Two files were given to me, an original, and an intercepted file, which is supposed to contain a hidden message.

the first thing we can see by comparing these two files is that, indeed, there are some additionnal characters in the intercepted file.
Original:

Intercepted:

These files contain about 311762 characters, for the lightest, so i’m not gonna comapre them by hand.
So I created a python script :

# Import array, to use arrays
from array import array

# Open two files to compare
original = open("C:\\Users\\Cookie\\Downloads\\original.txt", "r")
intercepte = open("C:\\Users\\Cookie\\Downloads\\intercepte.txt", "r")

# Create two byte arrays 
x_original = array('b')
x_intercepte = array('b')
x_result = array('b')

# Assign a file to each byte array
x_original.frombytes(original.read().encode())
x_intercepte.frombytes(intercepte.read().encode())

# Check each item in arrays, and compare them one by one
f = open("C:\\Users\\Cookie\\Downloads\\x_result_algo.txt", "a")

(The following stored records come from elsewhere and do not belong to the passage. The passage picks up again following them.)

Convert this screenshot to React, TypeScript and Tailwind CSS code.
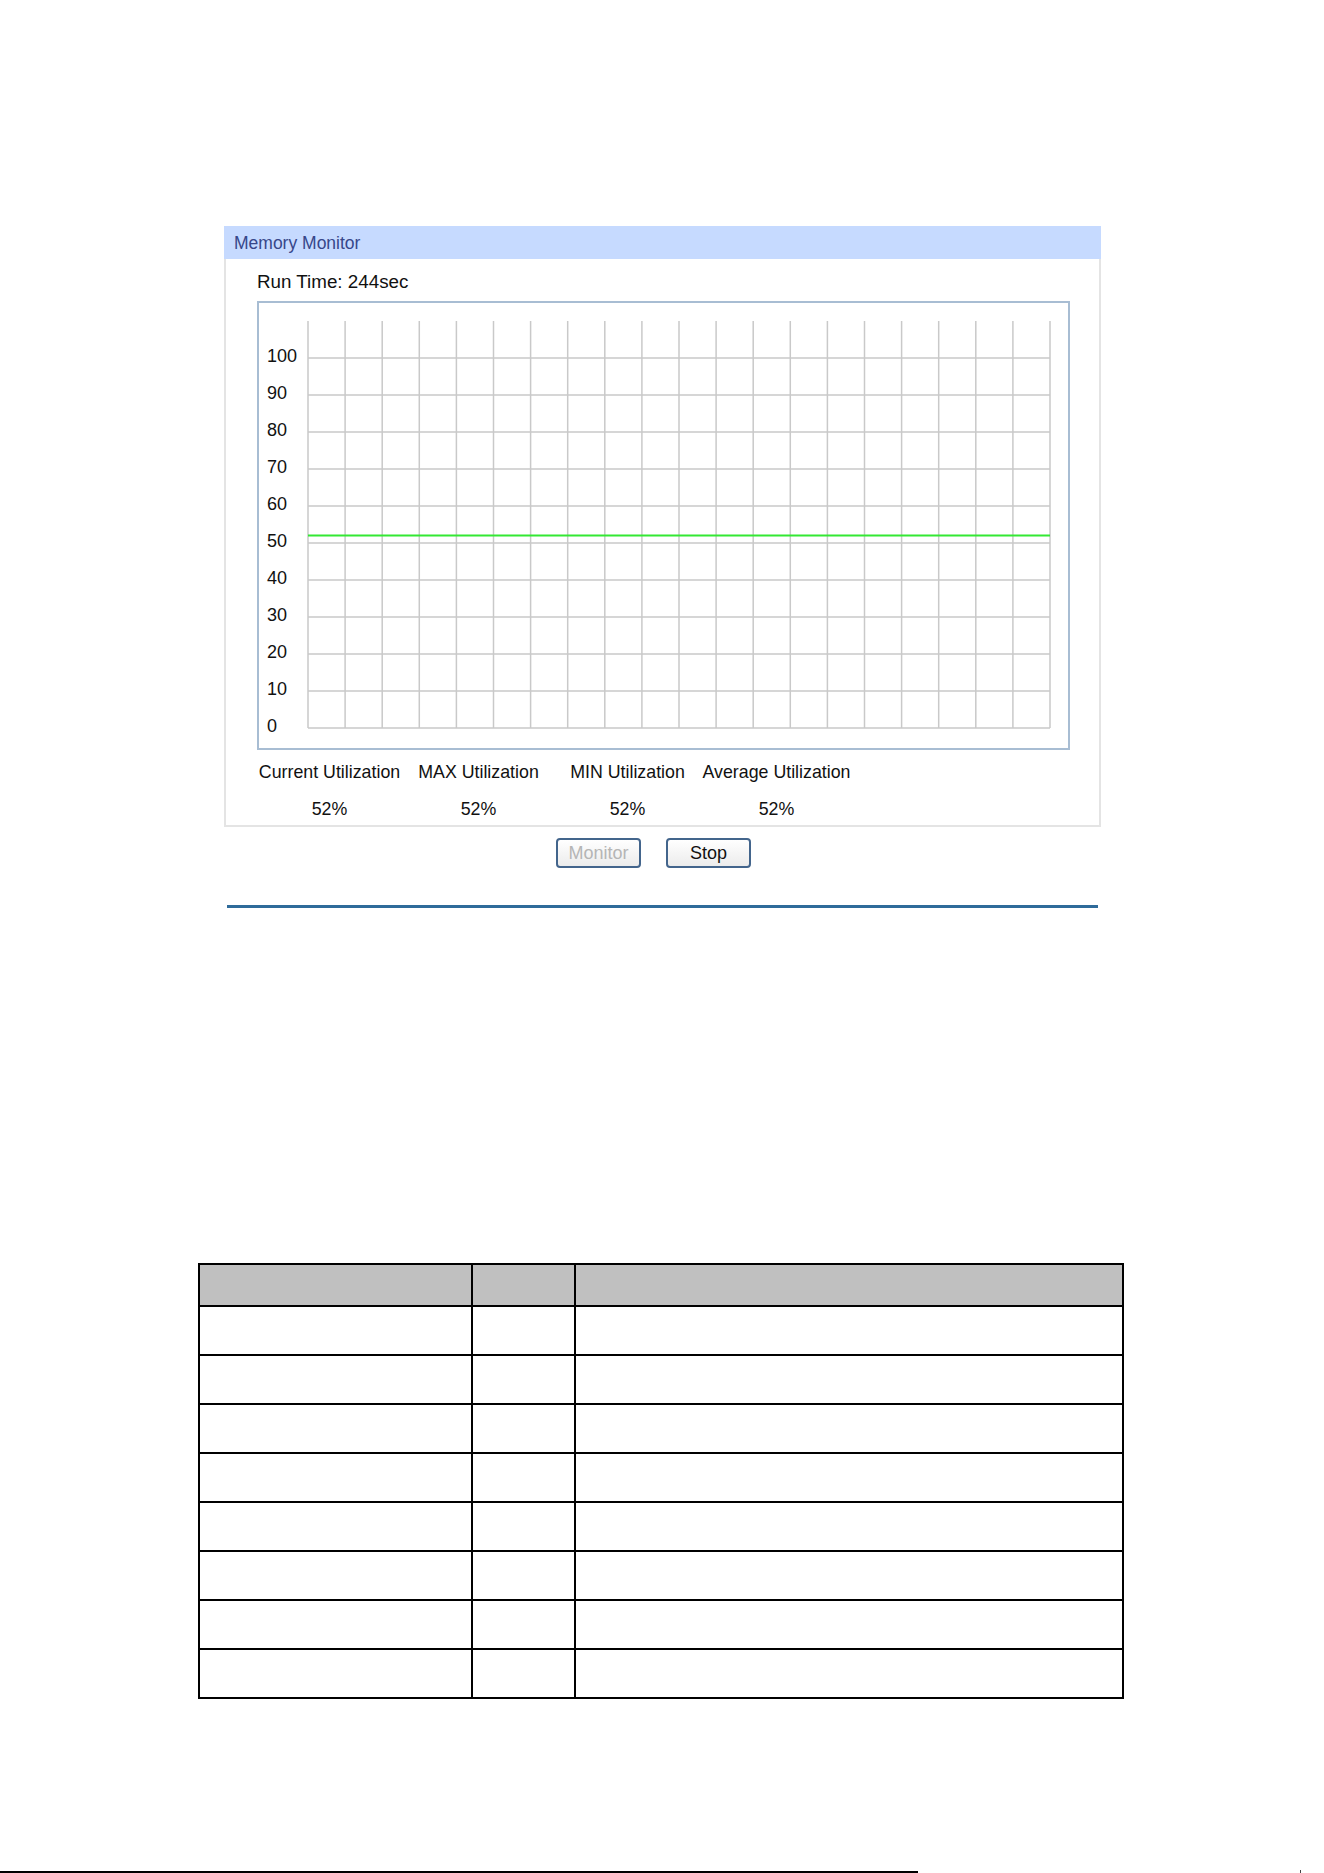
import React from "react";

const yLabels = [100, 90, 80, 70, 60, 50, 40, 30, 20, 10, 0];

const stats = [
  { label: "Current Utilization", value: "52%" },
  { label: "MAX Utilization", value: "52%" },
  { label: "MIN Utilization", value: "52%" },
  { label: "Average Utilization", value: "52%" },
];

// plot area inside the chart frame
const GRID_LEFT = 49;
const GRID_RIGHT = 791;
const GRID_TOP = 18;
const GRID_BOTTOM = 425;
const COLS = 20;
const ROW_STEP = 37;

function UsageChart({ percent }: { percent: number }) {
  const colStep = (GRID_RIGHT - GRID_LEFT) / COLS;
  const zeroY = GRID_BOTTOM;
  const lineY = zeroY - (percent / 10) * ROW_STEP;

  return (
    <svg width={809} height={445} className="block">
      {Array.from({ length: COLS + 1 }).map((_, i) => (
        <line
          key={"v" + i}
          x1={GRID_LEFT + i * colStep}
          x2={GRID_LEFT + i * colStep}
          y1={GRID_TOP}
          y2={GRID_BOTTOM}
          stroke="#c9c9c9"
          strokeWidth={1.5}
        />
      ))}
      {yLabels.map((v, i) => {
        const y = zeroY - (yLabels.length - 1 - i) * ROW_STEP;
        return (
          <g key={"h" + v}>
            <line
              x1={GRID_LEFT}
              x2={GRID_RIGHT}
              y1={y}
              y2={y}
              stroke="#c9c9c9"
              strokeWidth={1.5}
            />
            <text
              x={8}
              y={y + 4}
              fontSize={18}
              fill="#111"
              fontFamily="'Liberation Sans', Arial, sans-serif"
            >
              {v}
            </text>
          </g>
        );
      })}
      <line
        x1={GRID_LEFT}
        x2={GRID_RIGHT}
        y1={lineY}
        y2={lineY}
        stroke="#33e833"
        strokeWidth={2}
      />
    </svg>
  );
}

function PanelButton({
  children,
  disabled,
}: {
  children: React.ReactNode;
  disabled?: boolean;
}) {
  return (
    <button
      type="button"
      disabled={disabled}
      className={
        disabled
          ? "w-[85px] h-[30px] rounded-[4px] border-2 border-[#43658c] bg-gradient-to-b from-white to-[#ececec] text-[18px] leading-none text-[#b5b5b5]"
          : "w-[85px] h-[30px] rounded-[4px] border-2 border-[#43658c] bg-gradient-to-b from-white to-[#ececec] text-[18px] leading-none text-[#111]"
      }
    >
      {children}
    </button>
  );
}

export default function App() {
  return (
    <div className="relative w-[1324px] h-[1873px] overflow-hidden bg-white font-['Liberation_Sans',Arial,sans-serif]">
      <div className="pt-[226px] pl-[224px]">
        {/* Memory Monitor panel */}
        <div className="w-[877px]">
          <div className="h-[33px] bg-[#c6daff] pl-[10px] pt-[1px] flex items-center text-[17.5px] text-[#37478a]">
            Memory Monitor
          </div>
          <div className="border-x-2 border-b-2 border-[#e4e4e4] pl-[31px] pt-[11px] pb-[4px]">
            <div className="text-[18.8px] leading-[24px] text-[#111]">
              Run Time: 244sec
            </div>
            <div className="mt-[7px] w-[813px] h-[449px] border-2 border-[#a8bdd3]">
              <UsageChart percent={52} />
            </div>
            <div className="ml-[-2px] grid grid-cols-[149px_149px_149px_149px] text-center text-[17.8px] leading-[24px] text-[#111]">
              {stats.map((s) => (
                <div key={s.label} className="mt-[10px] whitespace-nowrap">
                  {s.label}
                </div>
              ))}
              {stats.map((s) => (
                <div key={s.label + "-v"} className="mt-[13px]">
                  {s.value}
                </div>
              ))}
            </div>
          </div>
        </div>

        <div className="mt-[11px] ml-[332px] flex gap-[25px]">
          <PanelButton disabled>Monitor</PanelButton>
          <PanelButton>Stop</PanelButton>
        </div>

        <div className="mt-[37px] ml-[3px] w-[871px] h-[3px] bg-[#2f6b9a]" />
      </div>

      {/* empty reference table */}
      <div className="mt-[355px] ml-[198px]">
        <table className="w-[926px] border-collapse">
          <thead>
            <tr className="h-[42px] bg-[#c0c0c0]">
              <th className="w-[273px] border-2 border-black" />
              <th className="w-[103px] border-2 border-black" />
              <th className="border-2 border-black" />
            </tr>
          </thead>
          <tbody>
            {Array.from({ length: 8 }).map((_, i) => (
              <tr key={i} className="h-[49px]">
                <td className="border-2 border-black" />
                <td className="border-2 border-black" />
                <td className="border-2 border-black" />
              </tr>
            ))}
          </tbody>
        </table>
      </div>

      {/* footer rule cut off at the page edge */}
      <div className="absolute left-0 bottom-0 w-[918px] h-[2px] bg-black" />
      <div className="absolute left-[1300px] bottom-0 w-[1px] h-[3px] bg-[#444]" />
    </div>
  );
}
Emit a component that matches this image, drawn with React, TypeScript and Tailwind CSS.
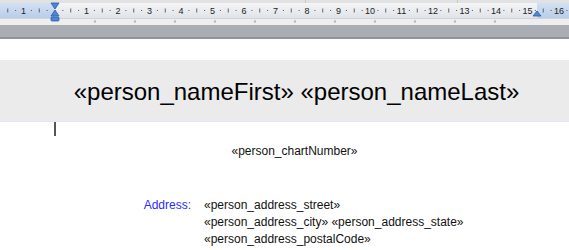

# For each character in the intercepted file, write extra caracter to file and delete it
for c in range(len(x_intercepte)):
    while x_intercepte[c]!= x_original[c]:
        f.write(chr(x_intercepte[c]))
        x_intercepte.pop(c)

# Close the file
f.close()

# This script will end with a 'array index out of range' error, this is completely normal

I had a lot of issues with this, but finally everything is fine.
Some corrupted images I had :


(This one looks especially evil)

The result file contains base 64:

Which is an base64 encoded image:

I that directory was a new webpage

And I stopped that challenge here.

Alphonse Bertillon - Forensics

An nginx log file was given to me.
And I had to find what the attackers IP is, he achieved to connect to the website, that’s all I knew.
So, i serched for multiple connection attempts, HTTP connection errors (such as 401)
But finally, it was in the user agent. The attacker used a browser called “Evil Browser”:

Here’s his IP address:
179.97.58.61

Once given to Alphonse Bertillon, he gave me another file.

Apparently there can be malwares hidden into that file.
This file was an 303Mo heavy jpg image. But the picture quality is really poor.
So I simply used binwalk to see if theres anything uncommon. And yeah, indeed :

So let’s use the same tool to get these files.
binwalk -e evil_country_landscape.jpg

I got 7 files,

And I had not a Windows Virtual Machine at this moment, so this is where I left.